Without the pictures, can you quote each line below exactly?

>> BEGIN

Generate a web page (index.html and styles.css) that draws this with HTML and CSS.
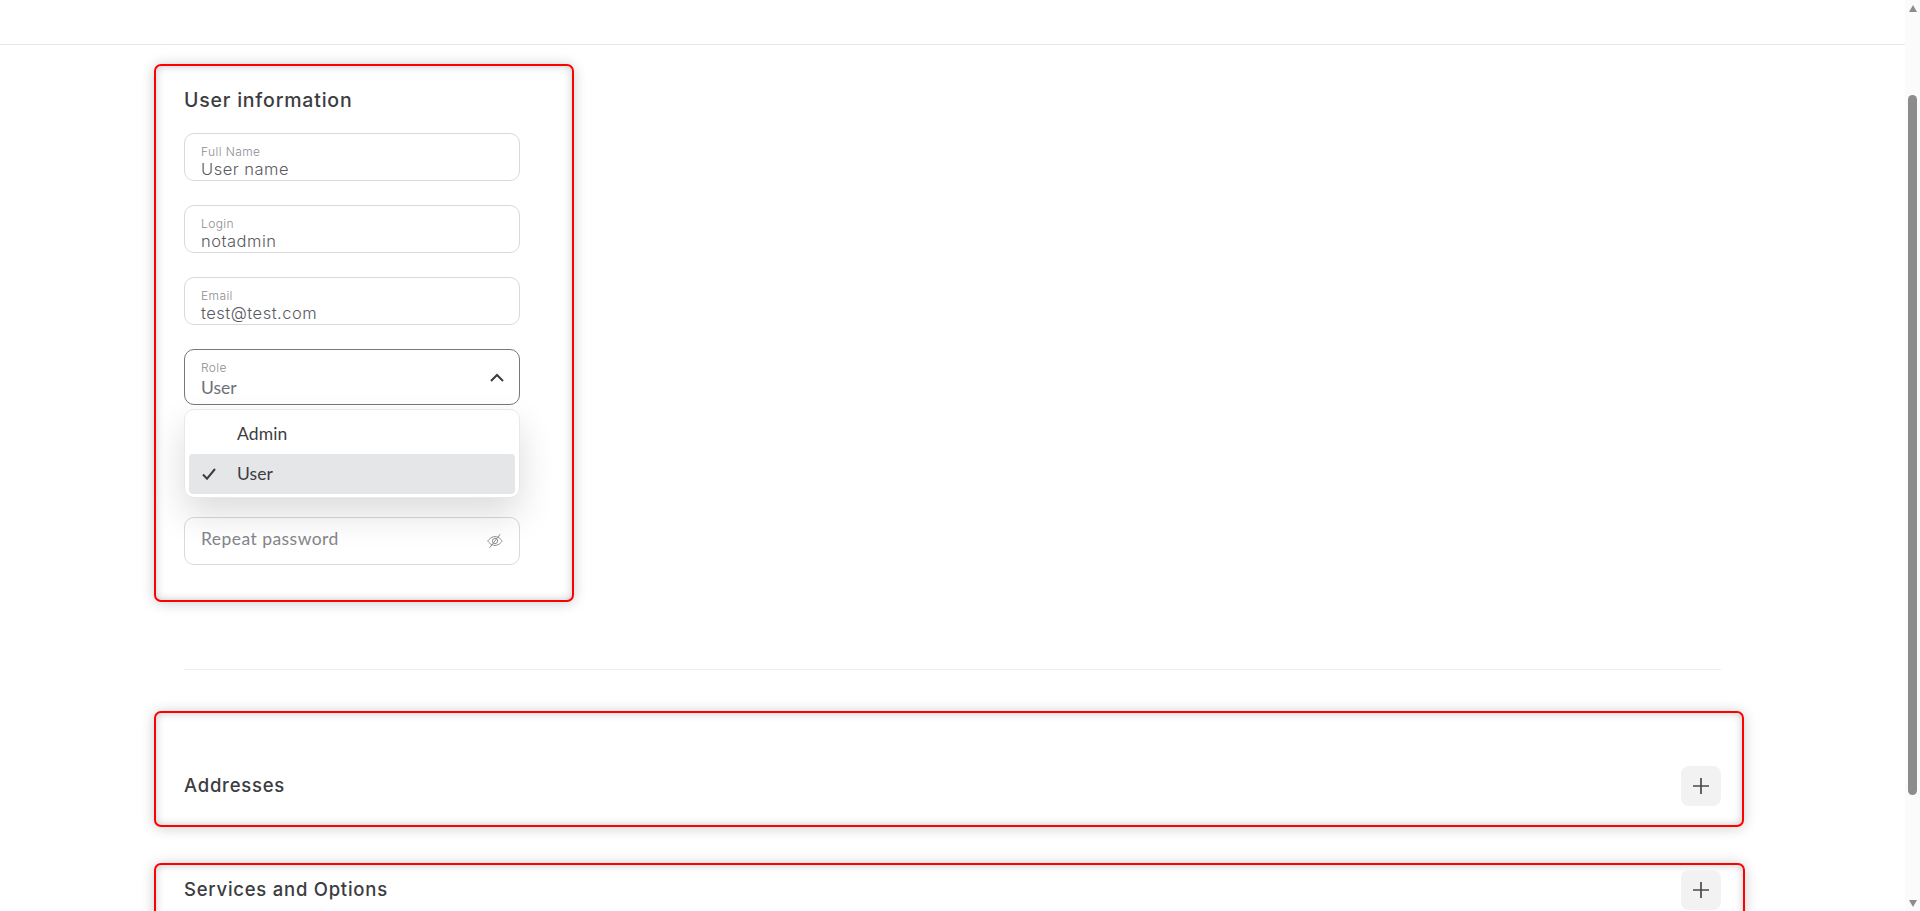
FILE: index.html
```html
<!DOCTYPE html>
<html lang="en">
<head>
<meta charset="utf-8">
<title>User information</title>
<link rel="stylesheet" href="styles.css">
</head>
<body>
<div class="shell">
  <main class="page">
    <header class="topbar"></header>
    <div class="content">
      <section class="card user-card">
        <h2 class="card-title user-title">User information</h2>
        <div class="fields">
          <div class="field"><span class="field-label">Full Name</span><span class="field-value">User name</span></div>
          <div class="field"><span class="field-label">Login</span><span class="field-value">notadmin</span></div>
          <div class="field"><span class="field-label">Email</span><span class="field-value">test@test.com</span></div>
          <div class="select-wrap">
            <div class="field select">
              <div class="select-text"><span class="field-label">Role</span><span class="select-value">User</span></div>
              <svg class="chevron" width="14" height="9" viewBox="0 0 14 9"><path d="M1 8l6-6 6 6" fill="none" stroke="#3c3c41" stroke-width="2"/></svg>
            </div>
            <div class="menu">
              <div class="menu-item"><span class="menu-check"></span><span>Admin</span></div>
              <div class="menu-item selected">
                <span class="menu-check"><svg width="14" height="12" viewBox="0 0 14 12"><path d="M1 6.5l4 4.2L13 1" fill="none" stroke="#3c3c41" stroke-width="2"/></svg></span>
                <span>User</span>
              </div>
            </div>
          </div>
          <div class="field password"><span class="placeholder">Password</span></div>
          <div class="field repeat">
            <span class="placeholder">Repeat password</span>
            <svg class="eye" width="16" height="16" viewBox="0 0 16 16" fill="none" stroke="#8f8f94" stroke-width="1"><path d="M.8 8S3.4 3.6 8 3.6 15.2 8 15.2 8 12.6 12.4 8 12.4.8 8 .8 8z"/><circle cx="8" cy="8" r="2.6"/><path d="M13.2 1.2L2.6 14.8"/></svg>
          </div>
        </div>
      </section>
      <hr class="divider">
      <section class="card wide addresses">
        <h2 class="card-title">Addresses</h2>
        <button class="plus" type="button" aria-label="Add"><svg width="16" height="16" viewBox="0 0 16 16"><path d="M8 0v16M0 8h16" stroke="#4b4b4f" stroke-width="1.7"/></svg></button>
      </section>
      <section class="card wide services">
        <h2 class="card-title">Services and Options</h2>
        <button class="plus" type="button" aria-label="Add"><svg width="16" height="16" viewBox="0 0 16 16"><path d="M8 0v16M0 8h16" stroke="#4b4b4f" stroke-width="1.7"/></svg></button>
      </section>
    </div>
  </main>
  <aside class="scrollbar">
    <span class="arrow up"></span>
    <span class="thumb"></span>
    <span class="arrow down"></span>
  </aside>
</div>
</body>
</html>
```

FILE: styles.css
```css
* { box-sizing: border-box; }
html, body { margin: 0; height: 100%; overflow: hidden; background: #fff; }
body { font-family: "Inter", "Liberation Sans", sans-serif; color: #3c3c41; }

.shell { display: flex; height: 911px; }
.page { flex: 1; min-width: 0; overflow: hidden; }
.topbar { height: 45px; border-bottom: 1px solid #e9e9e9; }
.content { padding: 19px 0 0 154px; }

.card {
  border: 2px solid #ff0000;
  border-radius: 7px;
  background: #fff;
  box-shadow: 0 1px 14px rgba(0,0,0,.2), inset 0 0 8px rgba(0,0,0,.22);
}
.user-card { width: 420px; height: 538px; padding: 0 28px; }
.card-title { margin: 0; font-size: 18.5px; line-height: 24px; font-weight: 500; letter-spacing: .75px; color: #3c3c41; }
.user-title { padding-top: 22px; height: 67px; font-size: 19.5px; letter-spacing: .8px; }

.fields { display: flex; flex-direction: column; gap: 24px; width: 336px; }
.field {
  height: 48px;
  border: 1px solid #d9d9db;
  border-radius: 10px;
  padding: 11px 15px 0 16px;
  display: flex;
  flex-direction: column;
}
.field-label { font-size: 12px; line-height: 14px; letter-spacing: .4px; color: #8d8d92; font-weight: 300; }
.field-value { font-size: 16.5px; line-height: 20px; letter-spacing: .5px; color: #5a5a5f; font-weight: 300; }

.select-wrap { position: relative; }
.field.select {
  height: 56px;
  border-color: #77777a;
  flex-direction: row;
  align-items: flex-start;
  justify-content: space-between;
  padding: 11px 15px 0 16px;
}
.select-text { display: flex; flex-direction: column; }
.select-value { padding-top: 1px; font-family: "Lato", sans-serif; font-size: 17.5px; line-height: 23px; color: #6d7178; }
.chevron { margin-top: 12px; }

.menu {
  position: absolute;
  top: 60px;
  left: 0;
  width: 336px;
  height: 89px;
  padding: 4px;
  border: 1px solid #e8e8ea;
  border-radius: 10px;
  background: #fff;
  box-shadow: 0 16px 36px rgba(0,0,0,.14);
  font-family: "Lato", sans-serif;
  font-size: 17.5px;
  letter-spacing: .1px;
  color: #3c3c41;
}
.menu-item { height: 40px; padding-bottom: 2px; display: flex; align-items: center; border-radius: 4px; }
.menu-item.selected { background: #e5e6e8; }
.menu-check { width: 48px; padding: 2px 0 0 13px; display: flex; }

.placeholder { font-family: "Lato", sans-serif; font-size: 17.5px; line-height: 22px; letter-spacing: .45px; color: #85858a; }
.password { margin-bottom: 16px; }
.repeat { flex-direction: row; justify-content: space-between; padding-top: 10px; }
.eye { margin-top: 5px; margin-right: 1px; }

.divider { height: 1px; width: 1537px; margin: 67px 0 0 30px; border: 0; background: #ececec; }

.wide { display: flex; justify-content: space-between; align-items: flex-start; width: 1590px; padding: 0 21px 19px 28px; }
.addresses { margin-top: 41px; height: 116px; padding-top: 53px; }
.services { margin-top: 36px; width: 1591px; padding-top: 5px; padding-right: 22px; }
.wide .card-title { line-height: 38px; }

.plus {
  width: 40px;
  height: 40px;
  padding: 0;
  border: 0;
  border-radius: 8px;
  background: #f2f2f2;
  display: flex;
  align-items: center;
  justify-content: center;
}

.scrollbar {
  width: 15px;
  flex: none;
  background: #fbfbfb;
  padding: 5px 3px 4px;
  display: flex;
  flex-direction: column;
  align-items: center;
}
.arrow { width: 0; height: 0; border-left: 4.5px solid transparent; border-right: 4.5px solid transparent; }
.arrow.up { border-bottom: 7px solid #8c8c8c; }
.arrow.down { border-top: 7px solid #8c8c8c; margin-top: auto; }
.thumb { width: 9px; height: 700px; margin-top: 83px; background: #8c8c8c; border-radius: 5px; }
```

>> END

Worked answer =
Generate a web page (index.html and styles.css) that draws this with HTML and CSS.
FILE: index.html
```html
<!DOCTYPE html>
<html lang="en">
<head>
<meta charset="utf-8">
<title>User information</title>
<link rel="stylesheet" href="styles.css">
</head>
<body>
<div class="shell">
  <main class="page">
    <header class="topbar"></header>
    <div class="content">
      <section class="card user-card">
        <h2 class="card-title user-title">User information</h2>
        <div class="fields">
          <div class="field"><span class="field-label">Full Name</span><span class="field-value">User name</span></div>
          <div class="field"><span class="field-label">Login</span><span class="field-value">notadmin</span></div>
          <div class="field"><span class="field-label">Email</span><span class="field-value">test@test.com</span></div>
          <div class="select-wrap">
            <div class="field select">
              <div class="select-text"><span class="field-label">Role</span><span class="select-value">User</span></div>
              <svg class="chevron" width="14" height="9" viewBox="0 0 14 9"><path d="M1 8l6-6 6 6" fill="none" stroke="#3c3c41" stroke-width="2"/></svg>
            </div>
            <div class="menu">
              <div class="menu-item"><span class="menu-check"></span><span>Admin</span></div>
              <div class="menu-item selected">
                <span class="menu-check"><svg width="14" height="12" viewBox="0 0 14 12"><path d="M1 6.5l4 4.2L13 1" fill="none" stroke="#3c3c41" stroke-width="2"/></svg></span>
                <span>User</span>
              </div>
            </div>
          </div>
          <div class="field password"><span class="placeholder">Password</span></div>
          <div class="field repeat">
            <span class="placeholder">Repeat password</span>
            <svg class="eye" width="16" height="16" viewBox="0 0 16 16" fill="none" stroke="#8f8f94" stroke-width="1"><path d="M.8 8S3.4 3.6 8 3.6 15.2 8 15.2 8 12.6 12.4 8 12.4.8 8 .8 8z"/><circle cx="8" cy="8" r="2.6"/><path d="M13.2 1.2L2.6 14.8"/></svg>
          </div>
        </div>
      </section>
      <hr class="divider">
      <section class="card wide addresses">
        <h2 class="card-title">Addresses</h2>
        <button class="plus" type="button" aria-label="Add"><svg width="16" height="16" viewBox="0 0 16 16"><path d="M8 0v16M0 8h16" stroke="#4b4b4f" stroke-width="1.7"/></svg></button>
      </section>
      <section class="card wide services">
        <h2 class="card-title">Services and Options</h2>
        <button class="plus" type="button" aria-label="Add"><svg width="16" height="16" viewBox="0 0 16 16"><path d="M8 0v16M0 8h16" stroke="#4b4b4f" stroke-width="1.7"/></svg></button>
      </section>
    </div>
  </main>
  <aside class="scrollbar">
    <span class="arrow up"></span>
    <span class="thumb"></span>
    <span class="arrow down"></span>
  </aside>
</div>
</body>
</html>
```

FILE: styles.css
```css
* { box-sizing: border-box; }
html, body { margin: 0; height: 100%; overflow: hidden; background: #fff; }
body { font-family: "Inter", "Liberation Sans", sans-serif; color: #3c3c41; }

.shell { display: flex; height: 911px; }
.page { flex: 1; min-width: 0; overflow: hidden; }
.topbar { height: 45px; border-bottom: 1px solid #e9e9e9; }
.content { padding: 19px 0 0 154px; }

.card {
  border: 2px solid #ff0000;
  border-radius: 7px;
  background: #fff;
  box-shadow: 0 1px 14px rgba(0,0,0,.2), inset 0 0 8px rgba(0,0,0,.22);
}
.user-card { width: 420px; height: 538px; padding: 0 28px; }
.card-title { margin: 0; font-size: 18.5px; line-height: 24px; font-weight: 500; letter-spacing: .75px; color: #3c3c41; }
.user-title { padding-top: 22px; height: 67px; font-size: 19.5px; letter-spacing: .8px; }

.fields { display: flex; flex-direction: column; gap: 24px; width: 336px; }
.field {
  height: 48px;
  border: 1px solid #d9d9db;
  border-radius: 10px;
  padding: 11px 15px 0 16px;
  display: flex;
  flex-direction: column;
}
.field-label { font-size: 12px; line-height: 14px; letter-spacing: .4px; color: #8d8d92; font-weight: 300; }
.field-value { font-size: 16.5px; line-height: 20px; letter-spacing: .5px; color: #5a5a5f; font-weight: 300; }

.select-wrap { position: relative; }
.field.select {
  height: 56px;
  border-color: #77777a;
  flex-direction: row;
  align-items: flex-start;
  justify-content: space-between;
  padding: 11px 15px 0 16px;
}
.select-text { display: flex; flex-direction: column; }
.select-value { padding-top: 1px; font-family: "Lato", sans-serif; font-size: 17.5px; line-height: 23px; color: #6d7178; }
.chevron { margin-top: 12px; }

.menu {
  position: absolute;
  top: 60px;
  left: 0;
  width: 336px;
  height: 89px;
  padding: 4px;
  border: 1px solid #e8e8ea;
  border-radius: 10px;
  background: #fff;
  box-shadow: 0 16px 36px rgba(0,0,0,.14);
  font-family: "Lato", sans-serif;
  font-size: 17.5px;
  letter-spacing: .1px;
  color: #3c3c41;
}
.menu-item { height: 40px; padding-bottom: 2px; display: flex; align-items: center; border-radius: 4px; }
.menu-item.selected { background: #e5e6e8; }
.menu-check { width: 48px; padding: 2px 0 0 13px; display: flex; }

.placeholder { font-family: "Lato", sans-serif; font-size: 17.5px; line-height: 22px; letter-spacing: .45px; color: #85858a; }
.password { margin-bottom: 16px; }
.repeat { flex-direction: row; justify-content: space-between; padding-top: 10px; }
.eye { margin-top: 5px; margin-right: 1px; }

.divider { height: 1px; width: 1537px; margin: 67px 0 0 30px; border: 0; background: #ececec; }

.wide { display: flex; justify-content: space-between; align-items: flex-start; width: 1590px; padding: 0 21px 19px 28px; }
.addresses { margin-top: 41px; height: 116px; padding-top: 53px; }
.services { margin-top: 36px; width: 1591px; padding-top: 5px; padding-right: 22px; }
.wide .card-title { line-height: 38px; }

.plus {
  width: 40px;
  height: 40px;
  padding: 0;
  border: 0;
  border-radius: 8px;
  background: #f2f2f2;
  display: flex;
  align-items: center;
  justify-content: center;
}

.scrollbar {
  width: 15px;
  flex: none;
  background: #fbfbfb;
  padding: 5px 3px 4px;
  display: flex;
  flex-direction: column;
  align-items: center;
}
.arrow { width: 0; height: 0; border-left: 4.5px solid transparent; border-right: 4.5px solid transparent; }
.arrow.up { border-bottom: 7px solid #8c8c8c; }
.arrow.down { border-top: 7px solid #8c8c8c; margin-top: auto; }
.thumb { width: 9px; height: 700px; margin-top: 83px; background: #8c8c8c; border-radius: 5px; }
```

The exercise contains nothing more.